Und Justiz und Polizei? Die Flüchtlinge wenden sich bei Angriffen und Bedrohungen kaum noch an die Behörden – weil sie Angst haben, dass man ihnen nicht glaubt. Oder weil sie negative Folgen für ihr Asylverfahren fürchten. Sie wollen nicht noch mehr Ärger machen. Genau das erklärt für die Berater der Opferperspektive, warum ihre Statistik so stark von den Zahlen der Polizei abweicht. Nach PNN-Recherchen listet die Statistik der Polizei für 2015 weniger als 150 Attacken auf Flüchtlinge und deren Unterkünfte auf, aber auch das ist ein Anstieg, das Dunkelfeld weitaus größer. Im Gegenzug kommt die Justiz aber kaum hinterher, rechten Tätern den Prozess zu machen. Wenn sie denn von der Polizei ermittelt werden. Abschreckung sieht anders aus. Und wenn es dann doch zum Prozess kommt, kommen die Täter laut Opferperspektive häufig genug einfach davon. Auch weil Betroffene und Zeugen dann längst abgeschoben sind: Opfer rassistischer Gewalt haben kein Bleiberecht, die üblichen Standards für Zeugen- und Opferschutz werden bei ihnen oft nicht eingehalten, beklagt der Verein.
Besorgniserregend ist aus Sicht der Opferperspektive auch die gestiegene Brutalität. Beispiel Finsterwalde: Dort gibt es eine Asylunterkunft, abgelegen am Flugplatz. Die Flüchtlinge müssen in die Stadt einen weiten Weg nehmen. Am 12. Dezember wird dort zwei Mal aus einem vorbeifahrenden Auto auf sie geschossen. Die Polizei sammelt später Patronenhülsen ein. Ob es scharfe Munition oder Platzpatronen waren, ist bislang nicht bekannt, wie auch über den Fall kaum etwas bekannt ist. Oder Nauen, der Brandanschlag auf eine als Flüchtlingsunterkunft vorgesehene Turnhalle im August.
Oder Cottbus, wo sich die Zahl rechter Angriffe von 10 auf 28 fast verdreifacht hat: Dort gab es im Herbst mehrere rechte Demonstrationen, von Neonazis, Anwohnern und der AfD. Nach einer Demonstration am 23. Oktober spielen sich in der Stadt erschreckende Szenen ab. Rechte Hooligans ziehen bis spät in die Nacht durch die Stadt und jagen Ausländer, werfen Flaschen auf sie. Insgesamt sieben Angriffe auf Menschen zählt die Opferperspektive später.
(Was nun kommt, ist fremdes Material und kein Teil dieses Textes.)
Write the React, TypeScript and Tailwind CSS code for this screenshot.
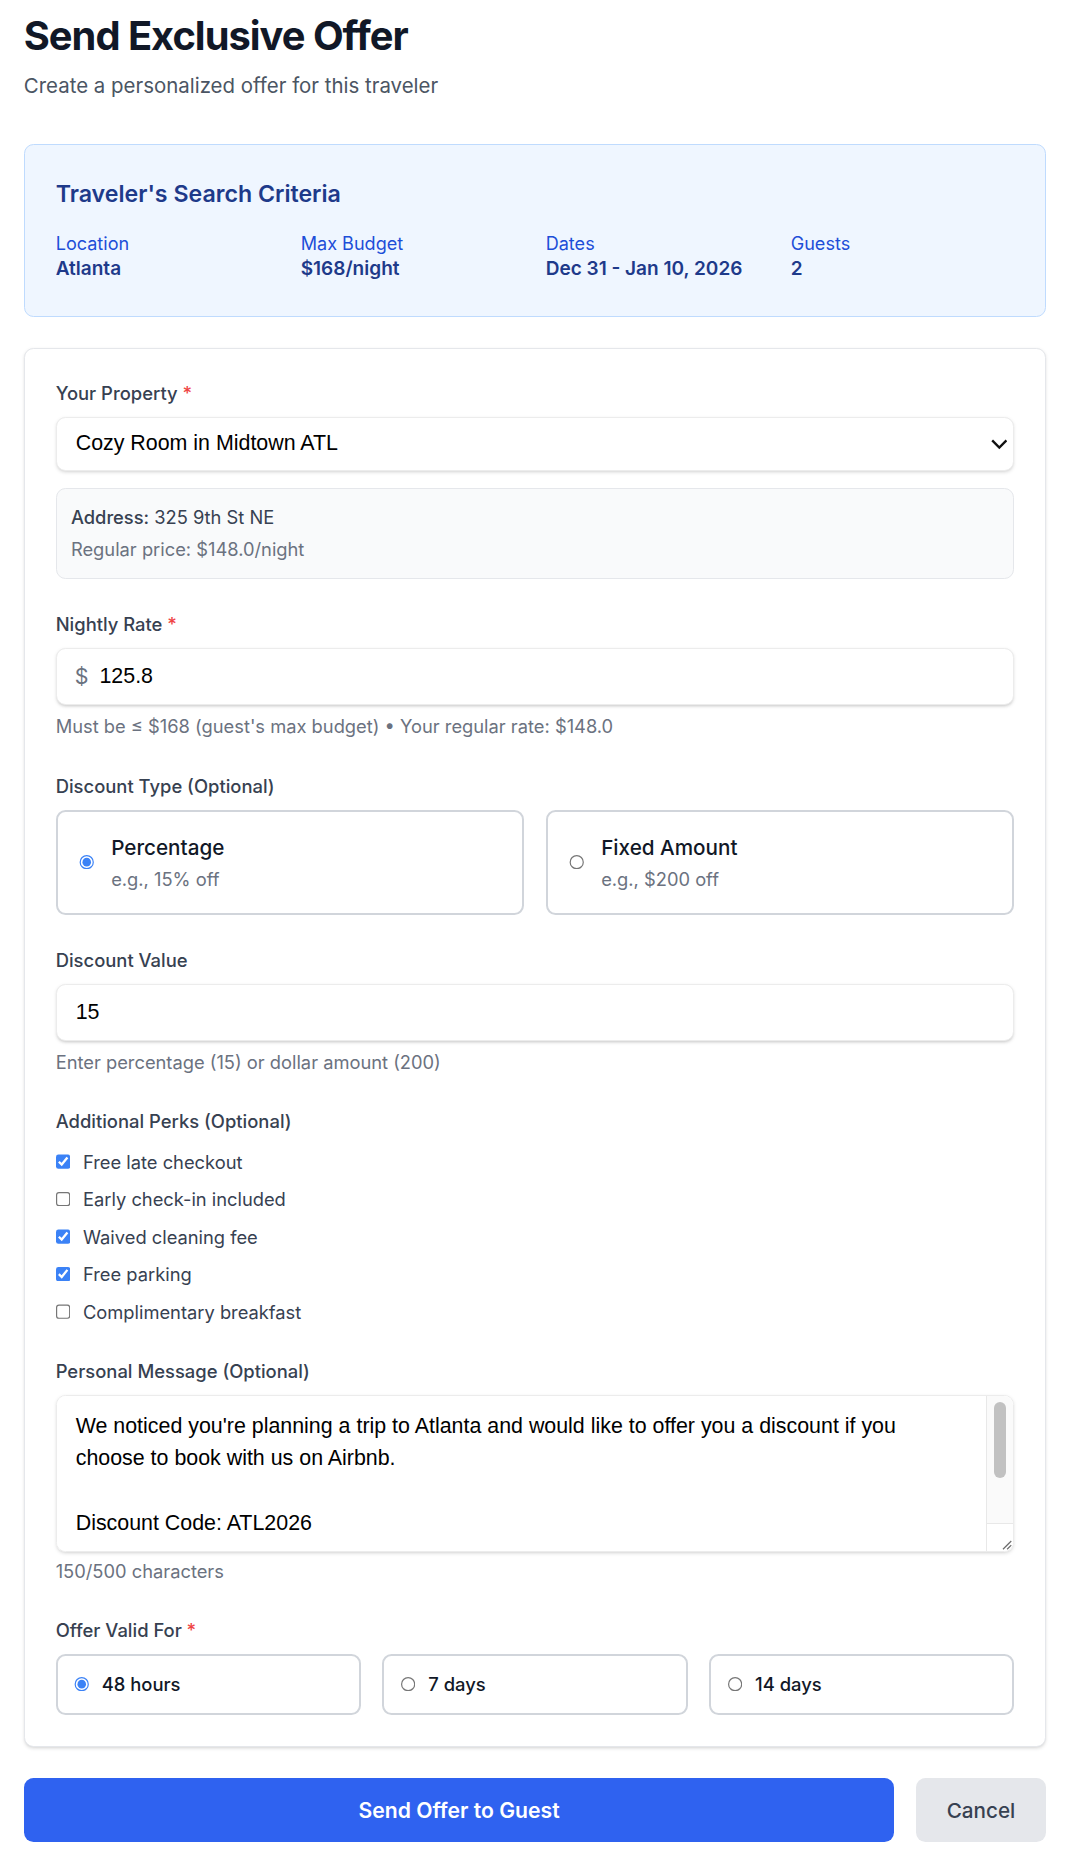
import { useState } from "react";

const criteria = [
  { label: "Location", value: "Atlanta" },
  { label: "Max Budget", value: "$168/night" },
  { label: "Dates", value: "Dec 31 - Jan 10, 2026" },
  { label: "Guests", value: "2" },
];

const perkOptions = [
  "Free late checkout",
  "Early check-in included",
  "Waived cleaning fee",
  "Free parking",
  "Complimentary breakfast",
];

const discountTypes = [
  { id: "percentage", title: "Percentage", hint: "e.g., 15% off" },
  { id: "fixed", title: "Fixed Amount", hint: "e.g., $200 off" },
];

const validity = ["48 hours", "7 days", "14 days"];

const message =
  "We noticed you're planning a trip to Atlanta and would like to offer you a discount if you choose to book with us on Airbnb.\n\nDiscount Code: ATL2026";

function FieldLabel({ children, required }: { children: React.ReactNode; required?: boolean }) {
  return (
    <label className="mb-2 block text-[15.5px] leading-6 font-medium text-[#374151]">
      {children}
      {required && <span className="ml-1 text-[#ef4444]">*</span>}
    </label>
  );
}

export default function App() {
  const [rate, setRate] = useState("125.8");
  const [discountType, setDiscountType] = useState("percentage");
  const [discountValue, setDiscountValue] = useState("15");
  const [perks, setPerks] = useState<string[]>(["Free late checkout", "Waived cleaning fee", "Free parking"]);
  const [note, setNote] = useState(message);
  const [valid, setValid] = useState("48 hours");

  const togglePerk = (p: string) =>
    setPerks((prev) => (prev.includes(p) ? prev.filter((x) => x !== p) : [...prev, p]));

  return (
    <div className="bg-white [zoom:1.189] [font-family:Inter,sans-serif]">
      <div className="px-5 pt-2.5 pb-3">
        <h1 className="text-[33.5px] leading-10 font-bold tracking-tight text-[#111827]">Send Exclusive Offer</h1>
        <p className="mt-2 text-[17.2px] leading-7 text-[#4b5563]">Create a personalized offer for this traveler</p>

        {/* search criteria */}
        <div className="mt-[35px] rounded-lg border border-[#bfdbfe] bg-[#eff6ff] px-[26px] pt-[28px] pb-[27px]">
          <h2 className="text-[19.5px] leading-7 font-semibold text-[#1e3a8a]">Traveler's Search Criteria</h2>
          <div className="mt-[17px] grid grid-cols-4 gap-[18px]">
            {criteria.map((c) => (
              <div key={c.label}>
                <div className="text-[15.2px] leading-5 text-[#1d4ed8]">{c.label}</div>
                <div className="text-base font-semibold text-[#1e3a8a]">{c.value}</div>
              </div>
            ))}
          </div>
        </div>

        {/* form */}
        <div className="mt-[26px] space-y-[26px] rounded-lg border border-[#e5e7eb] bg-white px-[26px] pt-[25px] pb-[26px] shadow-sm">
          <div>
            <FieldLabel required>Your Property</FieldLabel>
            <div className="relative">
              <select className="block h-[46px] w-full appearance-none rounded-lg border border-[#ececec] bg-white px-4 text-lg text-black shadow-sm [font-family:'Liberation_Sans',Arial,sans-serif]">
                <option>Cozy Room in Midtown ATL</option>
              </select>
              <svg
                className="pointer-events-none absolute top-1/2 right-1.5 -translate-y-1/2"
                width="14"
                height="9"
                viewBox="0 0 14 9"
                fill="none"
                stroke="#111"
                strokeWidth="2"
              >
                <polyline points="1,1.5 7,7.5 13,1.5" />
              </svg>
            </div>
            <div className="mt-3.5 rounded-lg border border-[#e5e7eb] bg-[#f9fafb] p-3">
              <p className="text-[15.4px] leading-6 text-[#374151]">
                <span className="font-medium">Address:</span> 325 9th St NE
              </p>
              <p className="mt-[3px] text-[15.4px] leading-6 text-[#6b7280]">Regular price: $148.0/night</p>
            </div>
          </div>

          <div>
            <FieldLabel required>Nightly Rate</FieldLabel>
            <div className="relative">
              <span className="absolute top-1/2 left-4 -translate-y-1/2 text-lg text-[#6b7280]">$</span>
              <input
                value={rate}
                onChange={(e) => setRate(e.target.value)}
                className="block h-12 w-full rounded-lg border border-[#ececec] bg-white pr-4 pl-9 text-lg text-black shadow-sm [font-family:'Liberation_Sans',Arial,sans-serif]"
              />
            </div>
            <p className="mt-1.5 text-[15.4px] leading-6 text-[#6b7280]">
              Must be ≤ $168 (guest's max budget) • Your regular rate: $148.0
            </p>
          </div>

          <div>
            <FieldLabel>Discount Type (Optional)</FieldLabel>
            <div className="grid grid-cols-2 gap-[18px]">
              {discountTypes.map((d) => (
                <label
                  key={d.id}
                  className="flex cursor-pointer items-center rounded-lg border-2 border-[#d1d5db] px-4 py-[16.5px]"
                >
                  <input
                    type="radio"
                    name="discountType"
                    checked={discountType === d.id}
                    onChange={() => setDiscountType(d.id)}
                    className="ml-0.5 accent-[#3b82f6]"
                  />
                  <div className="ml-3.5">
                    <div className="text-[17.4px] leading-7 font-medium text-[#111827]">{d.title}</div>
                    <div className="text-[15.4px] leading-6 text-[#6b7280]">{d.hint}</div>
                  </div>
                </label>
              ))}
            </div>
          </div>

          <div>
            <FieldLabel>Discount Value</FieldLabel>
            <input
              value={discountValue}
              onChange={(e) => setDiscountValue(e.target.value)}
              className="block h-12 w-full rounded-lg border border-[#ececec] bg-white px-4 text-lg text-black shadow-sm [font-family:'Liberation_Sans',Arial,sans-serif]"
            />
            <p className="mt-1.5 text-[15.4px] leading-6 text-[#6b7280]">
              Enter percentage (15) or dollar amount (200)
            </p>
          </div>

          <div>
            <FieldLabel>Additional Perks (Optional)</FieldLabel>
            <div className="space-y-[7.5px] pt-0.5">
              {perkOptions.map((p) => (
                <label key={p} className="flex items-center text-[15.4px] leading-6 text-[#374151]">
                  <input
                    type="checkbox"
                    checked={perks.includes(p)}
                    onChange={() => togglePerk(p)}
                    className="accent-[#3b82f6]"
                  />
                  <span className="ml-2.5">{p}</span>
                </label>
              ))}
            </div>
          </div>

          <div>
            <FieldLabel>Personal Message (Optional)</FieldLabel>
            <div className="relative">
              <textarea
                rows={4}
                value={note}
                onChange={(e) => setNote(e.target.value)}
                className="block h-[132px] w-full resize-none rounded-lg border border-[#ececec] bg-white py-3 pr-[39px] pl-4 text-lg leading-[27px] text-black shadow-sm [font-family:'Liberation_Sans',Arial,sans-serif]"
              />
              {/* scrollbar drawn over the textarea's right edge */}
              <div className="pointer-events-none absolute top-px right-px bottom-px flex w-[23px] flex-col overflow-hidden rounded-r-lg border-l border-[#e8e8e8] bg-[#fafafa]">
                <div className="flex-1 px-[6px] pt-[5px]">
                  <div className="h-[64px] rounded-full bg-[#c1c1c1]" />
                </div>
                <div className="flex h-[23px] items-end justify-end border-t border-[#e8e8e8] bg-white p-px">
                  <svg width="10" height="10" viewBox="0 0 10 10" stroke="#6b6b6b" strokeWidth="1">
                    <line x1="9.5" y1="2.5" x2="2.5" y2="9.5" />
                    <line x1="9.5" y1="6" x2="6" y2="9.5" />
                  </svg>
                </div>
              </div>
            </div>
            <p className="mt-1 text-[15.4px] leading-6 text-[#6b7280]">150/500 characters</p>
          </div>

          <div>
            <FieldLabel required>Offer Valid For</FieldLabel>
            <div className="grid grid-cols-3 gap-[18px]">
              {validity.map((v) => (
                <label
                  key={v}
                  className="flex cursor-pointer items-center rounded-lg border-2 border-[#d1d5db] p-3"
                >
                  <input
                    type="radio"
                    name="valid"
                    checked={valid === v}
                    onChange={() => setValid(v)}
                    className="ml-0.5 accent-[#3b82f6]"
                  />
                  <span className="ml-2.5 text-[15.5px] leading-6 font-medium text-[#111827]">{v}</span>
                </label>
              ))}
            </div>
          </div>
        </div>

        <div className="mt-[26px] flex gap-[18px]">
          <button className="flex-1 rounded-lg bg-[#2f62f0] py-[13px] text-[17.8px] leading-7 font-semibold text-white">
            Send Offer to Guest
          </button>
          <button className="rounded-lg bg-[#e5e7eb] px-[26px] py-[13px] text-[17.4px] leading-7 font-medium text-[#374151]">
            Cancel
          </button>
        </div>
      </div>
    </div>
  );
}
Hitlergrüße werden gezeigt, an einer Wohnung von Syrern die Fensterscheiben mit Steinen eingeworfen, Böller fliegen auf Asylheime. Später werden sogar Studierende der BTU Cottbus angegriffen. Die Polizei greift nur zögerlich ein, obwohl in dieser Nacht schon mehrere Notrufe eingingen und trotz der rechten Demonstration am Abend. Zunächst wurden die Studenten als Angreifer gehandelt, dann schaltete sich BTU-Präsident Jörg Steinbach ein. Lange tauchten die Angriffe nicht in der Polizeistatistik für rechte Straftaten auf. Erst Wochen später werden die Vorfälle als fremdenfeindlich motiviert eingestuft.
Martin Vesely spricht von einem rassistischen Ausnahmezustand in Cottbus, Beschimpfungen, Hitlergrüße, Flaschenwürfe und abfälliges Spucken sind Alltag. Studenten würden ihre Praktikumssemester inzwischen lieber in anderen Städten absolvieren und schnell fort aus Cottbus. „Bisher hatte wir noch keine pogromartigen Angriffe, aber das war für mich eine Nacht, da haben wir es in Ansätzen damit zu tun gehabt“, sagt der Berater. „Es hätte in dieser Nacht kippen könne. Wir können von Glück sprechen, dass nicht mehr passiert ist.“
Und doch, sagt Katrin Meinke, ist etwas anders als in den 1990er-Jahren. Es sind die vielen freiwilligen Helfer, die die Flüchtlinge unterstützen.